A justificar a atenção internacional está a gravidade das consequências do teste conduzido pela empresa francesa Biotrial, mas também o facto de em testes desta natureza serem raros os acidentes tão graves, dizem especialistas ouvidos por várias publicações. O caso está a ser comparado ao acidente de 2006 em Londres, que ficou conhecido como o caso do "homem elefante" pelo inchaço causados nos pacientes – que sobreviveram após multiplas falhas em orgãos vitais, mas em alguns casos viram membros amputados.

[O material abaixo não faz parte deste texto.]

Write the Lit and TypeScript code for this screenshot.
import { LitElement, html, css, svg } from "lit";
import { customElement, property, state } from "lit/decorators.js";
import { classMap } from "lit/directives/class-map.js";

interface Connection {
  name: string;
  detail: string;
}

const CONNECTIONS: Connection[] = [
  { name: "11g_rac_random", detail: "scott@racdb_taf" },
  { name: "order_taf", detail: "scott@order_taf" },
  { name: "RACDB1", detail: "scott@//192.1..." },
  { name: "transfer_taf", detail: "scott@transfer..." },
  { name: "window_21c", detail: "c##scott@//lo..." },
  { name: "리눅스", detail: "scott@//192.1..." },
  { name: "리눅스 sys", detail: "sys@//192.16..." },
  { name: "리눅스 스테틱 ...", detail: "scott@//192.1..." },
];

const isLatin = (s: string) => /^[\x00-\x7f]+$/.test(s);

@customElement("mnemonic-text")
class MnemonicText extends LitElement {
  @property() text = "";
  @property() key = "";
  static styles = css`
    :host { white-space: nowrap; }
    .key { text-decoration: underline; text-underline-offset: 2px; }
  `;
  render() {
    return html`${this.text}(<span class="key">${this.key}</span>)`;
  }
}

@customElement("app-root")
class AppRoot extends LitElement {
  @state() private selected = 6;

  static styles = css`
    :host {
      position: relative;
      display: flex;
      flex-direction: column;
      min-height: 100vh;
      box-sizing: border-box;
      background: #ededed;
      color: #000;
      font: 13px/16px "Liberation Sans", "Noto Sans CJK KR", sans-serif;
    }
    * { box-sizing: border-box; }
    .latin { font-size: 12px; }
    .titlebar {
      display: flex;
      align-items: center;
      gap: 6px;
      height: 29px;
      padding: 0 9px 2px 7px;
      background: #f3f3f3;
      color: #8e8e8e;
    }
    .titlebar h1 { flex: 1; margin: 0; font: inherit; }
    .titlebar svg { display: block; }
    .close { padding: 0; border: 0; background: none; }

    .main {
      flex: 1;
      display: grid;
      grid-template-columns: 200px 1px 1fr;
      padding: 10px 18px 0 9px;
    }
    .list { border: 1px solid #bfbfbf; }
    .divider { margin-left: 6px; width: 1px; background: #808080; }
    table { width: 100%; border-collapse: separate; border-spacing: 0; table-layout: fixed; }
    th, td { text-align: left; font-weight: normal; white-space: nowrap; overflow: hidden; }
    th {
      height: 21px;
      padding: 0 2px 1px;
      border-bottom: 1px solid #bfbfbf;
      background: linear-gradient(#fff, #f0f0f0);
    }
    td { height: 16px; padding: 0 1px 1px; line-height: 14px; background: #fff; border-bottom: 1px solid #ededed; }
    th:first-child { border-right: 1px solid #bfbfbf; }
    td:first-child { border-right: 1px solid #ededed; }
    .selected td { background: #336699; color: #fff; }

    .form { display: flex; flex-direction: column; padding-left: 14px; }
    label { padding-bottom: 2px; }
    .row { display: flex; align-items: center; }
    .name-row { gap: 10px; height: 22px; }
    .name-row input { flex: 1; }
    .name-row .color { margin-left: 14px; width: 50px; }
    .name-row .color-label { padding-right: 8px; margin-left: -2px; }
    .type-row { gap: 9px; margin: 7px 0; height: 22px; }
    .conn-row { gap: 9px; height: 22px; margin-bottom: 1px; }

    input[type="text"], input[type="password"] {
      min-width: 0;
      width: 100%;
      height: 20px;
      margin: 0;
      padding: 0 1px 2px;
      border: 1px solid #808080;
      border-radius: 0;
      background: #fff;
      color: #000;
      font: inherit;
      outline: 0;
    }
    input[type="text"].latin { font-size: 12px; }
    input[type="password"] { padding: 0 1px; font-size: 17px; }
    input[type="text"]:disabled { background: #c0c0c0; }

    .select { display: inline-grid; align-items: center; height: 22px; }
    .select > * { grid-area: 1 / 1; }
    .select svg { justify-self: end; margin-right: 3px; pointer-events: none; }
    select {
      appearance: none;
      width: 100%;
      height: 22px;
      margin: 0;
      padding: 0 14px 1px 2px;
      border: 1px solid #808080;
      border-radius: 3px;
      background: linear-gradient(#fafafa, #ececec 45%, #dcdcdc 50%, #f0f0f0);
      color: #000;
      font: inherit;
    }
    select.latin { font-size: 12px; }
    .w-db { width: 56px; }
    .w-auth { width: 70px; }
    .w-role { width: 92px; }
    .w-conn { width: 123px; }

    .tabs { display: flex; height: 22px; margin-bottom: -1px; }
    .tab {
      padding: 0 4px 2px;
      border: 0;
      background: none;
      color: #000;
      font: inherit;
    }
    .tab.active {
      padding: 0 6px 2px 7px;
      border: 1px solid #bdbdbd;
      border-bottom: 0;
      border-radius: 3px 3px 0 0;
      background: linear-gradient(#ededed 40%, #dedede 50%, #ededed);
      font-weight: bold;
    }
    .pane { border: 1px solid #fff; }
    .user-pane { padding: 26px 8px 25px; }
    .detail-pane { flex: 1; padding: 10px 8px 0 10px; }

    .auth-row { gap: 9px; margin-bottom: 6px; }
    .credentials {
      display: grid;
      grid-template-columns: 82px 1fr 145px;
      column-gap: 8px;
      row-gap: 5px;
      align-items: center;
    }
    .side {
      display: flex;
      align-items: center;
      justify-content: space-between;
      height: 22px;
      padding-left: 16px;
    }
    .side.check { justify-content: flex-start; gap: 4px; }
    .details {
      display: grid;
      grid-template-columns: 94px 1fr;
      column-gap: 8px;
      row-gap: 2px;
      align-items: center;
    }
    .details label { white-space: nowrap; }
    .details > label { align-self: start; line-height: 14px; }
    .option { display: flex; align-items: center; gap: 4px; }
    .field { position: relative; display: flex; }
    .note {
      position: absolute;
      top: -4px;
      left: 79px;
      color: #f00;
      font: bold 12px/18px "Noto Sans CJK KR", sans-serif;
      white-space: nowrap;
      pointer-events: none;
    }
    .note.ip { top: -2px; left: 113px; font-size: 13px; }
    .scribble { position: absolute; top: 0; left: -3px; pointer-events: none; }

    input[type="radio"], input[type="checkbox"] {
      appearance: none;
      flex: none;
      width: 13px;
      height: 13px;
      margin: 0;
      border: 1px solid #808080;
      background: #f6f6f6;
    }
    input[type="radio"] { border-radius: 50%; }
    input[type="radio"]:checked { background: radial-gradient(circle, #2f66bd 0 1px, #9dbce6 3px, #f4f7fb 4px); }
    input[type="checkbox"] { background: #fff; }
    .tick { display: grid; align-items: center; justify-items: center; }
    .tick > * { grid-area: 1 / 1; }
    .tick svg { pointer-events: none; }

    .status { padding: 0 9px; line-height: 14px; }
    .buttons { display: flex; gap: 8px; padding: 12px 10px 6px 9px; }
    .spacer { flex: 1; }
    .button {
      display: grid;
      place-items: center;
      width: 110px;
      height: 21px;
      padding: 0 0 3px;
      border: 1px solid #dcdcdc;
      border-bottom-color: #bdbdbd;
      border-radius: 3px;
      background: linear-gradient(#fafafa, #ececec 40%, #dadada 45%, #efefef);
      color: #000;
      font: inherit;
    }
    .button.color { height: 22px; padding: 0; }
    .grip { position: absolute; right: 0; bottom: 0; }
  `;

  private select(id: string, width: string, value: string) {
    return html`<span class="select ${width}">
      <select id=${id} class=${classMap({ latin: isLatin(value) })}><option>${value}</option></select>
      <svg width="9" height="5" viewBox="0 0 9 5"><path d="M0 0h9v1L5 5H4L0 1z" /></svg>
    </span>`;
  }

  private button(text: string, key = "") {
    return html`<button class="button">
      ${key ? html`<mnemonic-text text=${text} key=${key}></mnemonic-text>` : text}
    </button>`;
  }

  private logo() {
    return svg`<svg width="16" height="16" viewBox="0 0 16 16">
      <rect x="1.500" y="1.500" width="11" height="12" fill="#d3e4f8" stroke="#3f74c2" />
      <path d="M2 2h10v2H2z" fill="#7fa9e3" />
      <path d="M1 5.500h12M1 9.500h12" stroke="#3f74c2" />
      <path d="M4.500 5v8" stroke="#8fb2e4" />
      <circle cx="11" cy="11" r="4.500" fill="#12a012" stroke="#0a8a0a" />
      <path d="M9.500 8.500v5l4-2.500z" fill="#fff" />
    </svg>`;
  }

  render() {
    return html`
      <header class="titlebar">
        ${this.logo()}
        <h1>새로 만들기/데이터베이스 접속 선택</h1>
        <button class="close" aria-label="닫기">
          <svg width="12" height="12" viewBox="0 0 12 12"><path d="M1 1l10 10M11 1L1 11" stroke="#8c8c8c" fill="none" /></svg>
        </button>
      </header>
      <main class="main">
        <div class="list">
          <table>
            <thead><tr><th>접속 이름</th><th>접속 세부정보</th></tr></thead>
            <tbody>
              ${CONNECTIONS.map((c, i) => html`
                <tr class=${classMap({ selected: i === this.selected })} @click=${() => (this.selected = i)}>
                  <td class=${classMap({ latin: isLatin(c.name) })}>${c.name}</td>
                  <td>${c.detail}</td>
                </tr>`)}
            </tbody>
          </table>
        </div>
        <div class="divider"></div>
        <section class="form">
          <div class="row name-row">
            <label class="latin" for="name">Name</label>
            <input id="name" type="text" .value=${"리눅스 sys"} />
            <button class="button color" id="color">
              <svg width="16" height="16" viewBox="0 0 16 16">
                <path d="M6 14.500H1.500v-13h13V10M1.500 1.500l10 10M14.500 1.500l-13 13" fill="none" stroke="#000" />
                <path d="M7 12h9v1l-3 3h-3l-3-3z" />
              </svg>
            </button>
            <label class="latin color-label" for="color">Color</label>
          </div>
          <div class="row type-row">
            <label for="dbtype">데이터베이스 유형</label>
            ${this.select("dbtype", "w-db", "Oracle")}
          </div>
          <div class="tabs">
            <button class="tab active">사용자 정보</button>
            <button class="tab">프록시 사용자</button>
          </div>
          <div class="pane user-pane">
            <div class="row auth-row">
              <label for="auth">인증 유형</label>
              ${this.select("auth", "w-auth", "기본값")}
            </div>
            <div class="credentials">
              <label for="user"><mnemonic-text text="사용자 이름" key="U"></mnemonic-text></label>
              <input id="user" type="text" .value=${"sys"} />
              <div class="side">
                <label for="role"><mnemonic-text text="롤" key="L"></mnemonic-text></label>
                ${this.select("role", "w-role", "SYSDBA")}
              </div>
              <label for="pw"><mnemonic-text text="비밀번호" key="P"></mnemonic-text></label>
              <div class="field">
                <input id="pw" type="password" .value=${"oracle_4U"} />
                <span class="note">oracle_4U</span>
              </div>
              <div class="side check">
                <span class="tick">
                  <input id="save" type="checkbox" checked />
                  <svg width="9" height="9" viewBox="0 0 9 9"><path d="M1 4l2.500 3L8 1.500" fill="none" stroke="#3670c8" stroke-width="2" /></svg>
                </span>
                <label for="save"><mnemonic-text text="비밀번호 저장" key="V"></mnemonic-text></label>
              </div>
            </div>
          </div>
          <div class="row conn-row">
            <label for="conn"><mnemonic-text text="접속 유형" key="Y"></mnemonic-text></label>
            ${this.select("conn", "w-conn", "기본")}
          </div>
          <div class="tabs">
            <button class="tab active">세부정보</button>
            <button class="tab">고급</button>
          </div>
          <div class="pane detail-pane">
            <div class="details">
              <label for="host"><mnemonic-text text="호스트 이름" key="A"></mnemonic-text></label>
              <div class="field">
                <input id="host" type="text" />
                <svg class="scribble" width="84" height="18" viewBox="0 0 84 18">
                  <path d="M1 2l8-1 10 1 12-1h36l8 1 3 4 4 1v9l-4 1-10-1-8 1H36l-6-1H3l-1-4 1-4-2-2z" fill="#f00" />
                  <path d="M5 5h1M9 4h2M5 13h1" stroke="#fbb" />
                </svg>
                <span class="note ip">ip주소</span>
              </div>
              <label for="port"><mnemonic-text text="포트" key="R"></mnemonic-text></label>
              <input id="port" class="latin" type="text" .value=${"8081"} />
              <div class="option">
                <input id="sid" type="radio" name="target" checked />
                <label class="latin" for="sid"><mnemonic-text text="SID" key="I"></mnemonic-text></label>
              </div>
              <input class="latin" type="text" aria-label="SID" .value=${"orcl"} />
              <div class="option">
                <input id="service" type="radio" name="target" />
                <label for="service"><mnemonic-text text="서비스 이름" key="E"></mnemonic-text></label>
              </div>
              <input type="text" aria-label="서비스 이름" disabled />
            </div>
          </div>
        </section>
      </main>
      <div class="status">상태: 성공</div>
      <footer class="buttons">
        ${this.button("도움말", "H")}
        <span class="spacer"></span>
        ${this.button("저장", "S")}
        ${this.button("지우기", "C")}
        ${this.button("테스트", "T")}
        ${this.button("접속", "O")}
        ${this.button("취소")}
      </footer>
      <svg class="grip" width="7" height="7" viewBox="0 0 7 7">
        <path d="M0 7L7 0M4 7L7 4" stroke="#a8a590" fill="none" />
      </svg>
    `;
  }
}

Com pouca informação ainda disponível, a revista Forbes tenta explicar o desastre. A Bial, liderada por António Porttela (na foto) estava a testar um produto que visa reduzir a ansiedade e dores actuando sobre receptores neuronais (os mesmo que são activados pela canábis, por exemplo), conhecidos como inibidores da hidrolase de amida de ácido gordo. A descrição partilhada com os pacientes que participaram no estudo é a de que o medicamento serviria para "o tratamento de várias condições médicas da ansiedade à doença de Parkinson, mas também para o tratamento de dor crónica de esclerose, cancro, hipertensão ou tratamento de obesidade".

Na escala de testes clínicos, os testes clínicos de "Fase 1" são os primeiros que envolvem humanos – acontecem já depois dos produtos terem sido experimentados em animais – e visam testar – não a eficácia, mas sim – a segurança do medicamento através de doses crescentes (seguem-se três outras fases que analisam eficáciae alargam população visada). Os pacientes deste teste receberam 1.900 euros para participarem, relata a BioWorld.

Os testes começaram em Julho, contando com 90 voluntários. O acidente ocorreu com seis dos pacientes que aceitaram participar em doses crescentes a partir de 7 de Janeiro. A 10 de Janeiro surgiram os primeiros problemas num dos pacientes, seguiram-se os outros, e a 11 de Janeiro o teste foi suspenso, explicou a ministra da Saúde francesa que classificou o acidente como um evento "sem precedentes" e de "gravidade excepcional". Os testes terminariam a 1 de Fevereiro.

Está já a decorrer uma investigação, e tanto a Bial como a Biotrial garantem ter cumprido todas as regras, disponibilizando-se para colaborar com as autoridades. Na revista Bioworld, um título da especialidade" escreve-se que "qualquer que seja o resultado da investigação, é claro neste momento que os testes pré-clínicos de toxicidade conduzidos pela Bial foram tragicamente desadequados. Os modelos em animais foram incapazes de prever os efeitos desastrosos que os voluntários experimentaram".

Os riscos de passar o teste de animais para humanos são conhecidos e de difícil previsão. Uma das dúvidas que se coloca é a de saber se o teste ocorreu com a progressividade adequada (deve ser garantida sequencialidade na aplicação) para permitir identificar eventuais efeitos antes de seguir com o teste para outros pacientes, destaca a Forbes. Esta foi uma das lições do caso do "homem elefante" em Londres.

Um resultado tão trágico está a surpreender a comunidade cientifica no mundo inteiro: "mortes por toxicidade em Fase 1 são raros", diz ao New York Times Daniel Carpenter, um especialista na actuação da autoridade norte-americana que regula este tipo de testes que garante que não há casos destes "há muito tempo".

Este tipo de testes levanta também questões éticas: ao oferecerem pagamentos acabam por vezes por ser "aproveitados" por pessoas com menos capacidade financeira, destaca também New York Times: "muitos dos voluntários dos testes de Fase 1 são pobres e desempregados, e voluntariam-se para estes testes porque estão desesperados por dinheiro", afirmou ao jornal norte-americano Carl Elliott, um especialista em bioético da Universidade do Minnesota. O Público destaca que a Biotrial anuncia na sua página vários exemplos de voluntários noutros testes, entre eles um enfermeiro que juntou dinheiro para férias com a família e um reformado que busca um complemento de reforma. Em Portugal só é permitido o pagamento de despesas e prejuízos.